For most of my life I have felt like letting go of something or someone was like giving up.
I have been taught not to give up.
This never seemed to be a problem to me until recently.
One of the things I have the girls I work with do is imagine themselves in an airport trying to carry 20 pieces of luggage.
You cannot do it all at once so you move a few forward then go back and move a few more.....the process gets repeated over and over again.
The baggage they are trying to move?
It's the things we don't let go of. The people we don't let go of.
I hold onto people. Friends. Family.
It's my thing. I am loyal. Except my kind of loyalty is damaging. To me.
I had no idea how much of my baggage was other people.
The idea of leaving some of those people (bags) behind was horrible to me.
A few weeks ago it was like a light switch turned on inside of my head.
While I was carrying all the this around there was no room for anyone else to come into my life. No room to love some of the others in my life. Perhaps an easier piece of luggage....a rolling bag..... for each of those I am carrying around?
But in reality there is no easier piece of luggage, no pouring into those I love or letting anyone else in my life until I let go of some of my people baggage.
So that is what I have been working on.
It's hard.
It's scary.
But I am ready to let go of some of this.
So that I can make room for new people in my life....and give some people in my life the time, attention and love they deserve.
Are you carrying any people baggage?
Good job, Christy. Strong work!
Fondly,
Glenda
Posted by: Glenda | Wednesday, August 25, 2010 at 08:38 PM
This is so hard - I let some "friendships" (I use that term very loosely!) go last year, but I still find I hang on to the hurts that caused me to need to let them go in the first place. And then I realized the other day that I was projecting those hurts on to others that had nothing to do with the whole mess. Praying for clarity and wisdom definitely helps - even if it is just me whining at God for days until I've gotten it all out and He can finally get a word in edgewise.
Posted by: Andrea Mitchell | Monday, August 23, 2010 at 12:22 PM
I am loyal, too. Which makes this all the harder. Not only that but I will fight to keep a relationship going even if that means I need to change myself drastically for them. Lately, I've been wondering, 'who, really, are my friends?' It is a hard process to let a friend go.
Posted by: Alyssa Rose | Monday, August 23, 2010 at 08:31 AM
Love this post!

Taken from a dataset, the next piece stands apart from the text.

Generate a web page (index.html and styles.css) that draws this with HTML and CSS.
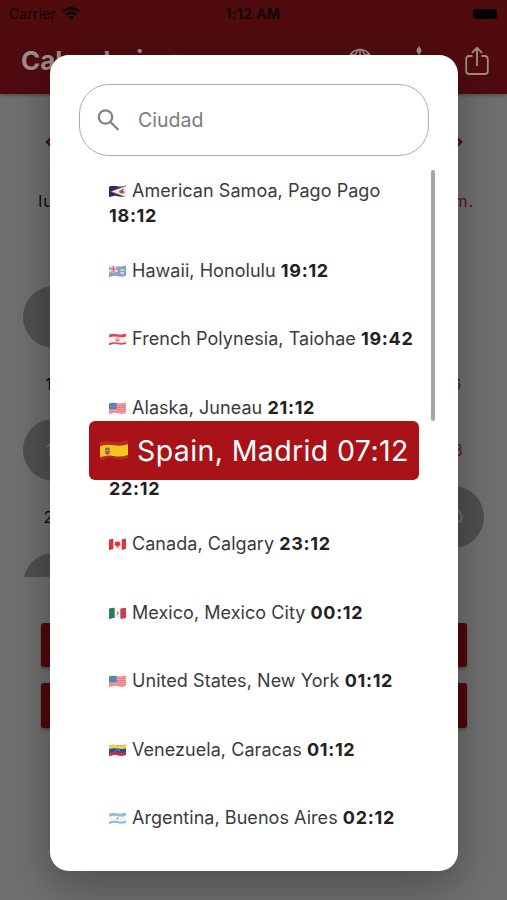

Just these past few weeks, I've realized that I need to let my life move in a new direction. I always seem to have a hard time doing this as well and it is damaging. Sometimes relationships get damaged beyond repair and the only thing to do is accept that. It's definitely more freeing....we can only pay attention to so many people and so many life narratives...we have to make sure they are the ones that build us up.
Posted by: Amy | Monday, August 23, 2010 at 03:45 AM
Yes, I am guilty of this too. I think it's built into our emotions to hang on to people. There's definitely some people in my life that need to be set down and left in the terminal. It's time for me to board the flight with a little less weight!
Posted by: Rachel @ Future Pastor's Wife | Monday, August 23, 2010 at 01:40 AM
I do love this, especially since I have just had to let go of a very important person in my life. Yes, the baggage was just all too much to carry, and in so many ways. I love the imagery of trying to carry 20 bags. I will remember that!
Posted by: Paula | Monday, August 23, 2010 at 01:19 AM
I had an experience earlier this summer where a girl I have known since pre-school (we literally were in school together from pre-school through the end of college) dumped me as a friend on Facebook. I couldn't for the life of me understand why and so I kept trying to get the friendship back. She just kept ignoring me. Finally, finally I had a revelation: why was I trying so hard to have a relationship with someone who didn't love me or want anything to do with me? So I let her go. I thought it would be hard, but you know what, it ended up being freeing. And with the letting go of someone like her I've thought more about the people I want to invest in, the people who love me and whom I love dearly. It's been a turning point for me. I love the baggage analogy, the twenty pieces of luggage. We all do it, I think it's in human nature. But I know God has made us for something better, for relationships that are healing and deep and lasting and prosperous.
Posted by: kara | Monday, August 23, 2010 at 01:11 AM
Oh if only I could say "Why no, of course I wouldn't do such a thing"...but the sad truth is that I do. Waaay too much of it!! Little by little, I am working to put it down...great word picture!!
Posted by: Bina | Monday, August 23, 2010 at 01:07 AM
This really spoke to me. I just had to come to terms with this myself and do it. It isn't easy setting new boundaries, leaving friendships behind completely, and all that goes with it. It hurts but I'm finding that allowing myself to let go of the "bags" is freeing me up for the better.